The flight was operating near sundown which made visibility even worse coupled with the icy conditions. A fast-moving cold front had pushed the icing conditions much further south than had been expected. The pilot instructed the co-pilot to radio Shreveport that they would try to land the aircraft at nearby Wallace Lake. The aircraft had accumulated too much ice to make Shreveport. At 5:50 PM the Grumman Mallard carrying Thomas Elmer Braniff crashed short of its intended emergency landing spot, into the wooden cabins of a fishing camp that was located on the north shore of Wallace Lake. Braniff and the other occupants, the pilot and copilot were killed instantly. Braniff was 70.

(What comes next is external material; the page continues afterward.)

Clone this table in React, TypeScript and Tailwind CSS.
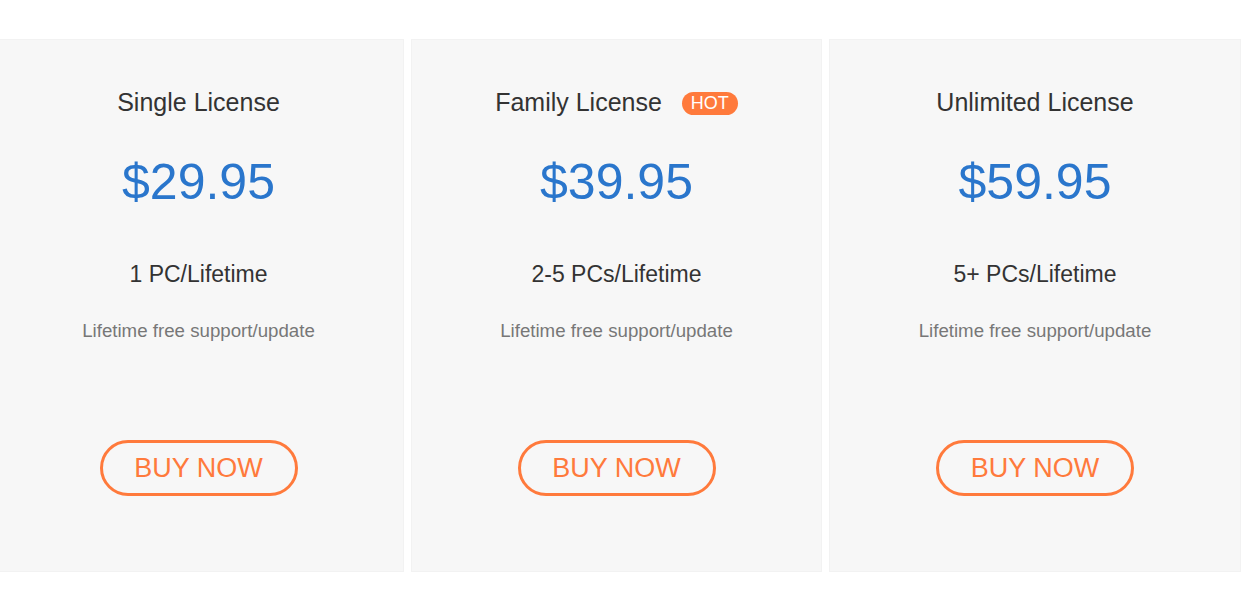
export default function App() {
  const plans = [
    { title: "Single License", price: "$29.95", pcs: "1 PC/Lifetime", hot: false, w: "w-[411px]" },
    { title: "Family License", price: "$39.95", pcs: "2-5 PCs/Lifetime", hot: true, w: "w-[411px]" },
    { title: "Unlimited License", price: "$59.95", pcs: "5+ PCs/Lifetime", hot: false, w: "w-[412px]" },
  ];
  return (
    <div className="w-[1259px] h-[607px] bg-white overflow-hidden" style={{ fontFamily: '"Liberation Sans", Arial, sans-serif' }}>
      <div className="flex gap-[7px] pt-[39px] -ml-[7px]">
        {plans.map((p) => (
          <div key={p.title} className={`${p.w} h-[533px] bg-[#f7f7f7] border border-[#f2f2f2] flex flex-col items-center`}>
            <div className="mt-[48px] h-[30px] flex items-center text-[25px] text-[#333]">
              <span>{p.title}</span>
              {p.hot && (
                <span className="ml-[20px] h-[23px] px-[9px] rounded-full bg-[#ff7a3c] text-white text-[18px] leading-[23px] flex items-center">HOT</span>
              )}
            </div>
            <div className="mt-[36px] text-[50px] leading-[56px] text-[#2a76cc]">{p.price}</div>
            <div className="mt-[49px] text-[23px] leading-[30px] text-[#333]">{p.pcs}</div>
            <div className="mt-[30px] text-[18.7px] leading-[24px] text-[#777]">Lifetime free support/update</div>
            <button className="mt-[97px] w-[198px] h-[56px] rounded-full border-[3px] border-[#ff7a3c] text-[#ff7a3c] text-[27px] flex items-center justify-center">BUY NOW</button>
          </div>
        ))}
      </div>
    </div>
  );
}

A large Mass was conducted at the Sacred Heart Cathedral in Dallas, Texas, at 10:00AM on January 13, 1954. Over 1100 people crowded into the cathedral to pay respects to the Braniff CEO. Braniff was interred at Calvary Hill Cemetery in Dallas, Texas. He was preceded in death by his only son, Thurman Braniff in 1938, and his only eldest daughter Jeanne Braniff Terrell in 1948. Thurman ironically died in a training airplane crash in Oklahoma City. Jeanne Braniff died during childbirth. Tom Braniff's death was quickly followed by that of his brother, Paul Revere Braniff, of bone cancer in June 1954. Tom Braniff's wife Bess Braniff died quietly in her sleep on August 23, 1954. She was buried next to her husband at Calvary Hill Cemetery.

==Probate of will==
Thomas Elmer Braniff's Last Will and Testament was filed for probate in Dallas County Probate Court on January 16, 1954. In the will Braniff left Braniff stock to his wife and other family members. He left the remainder of his Braniff stock to key executives of Braniff Airways, with the remainder going to the Blakely Braniff Foundation. He also left special bequests to employees at the Braniff Building in Oklahoma City and E.E. Doggett of Oklahoma City, Oklahoma, who was in the insurance business with Braniff for over thirty years.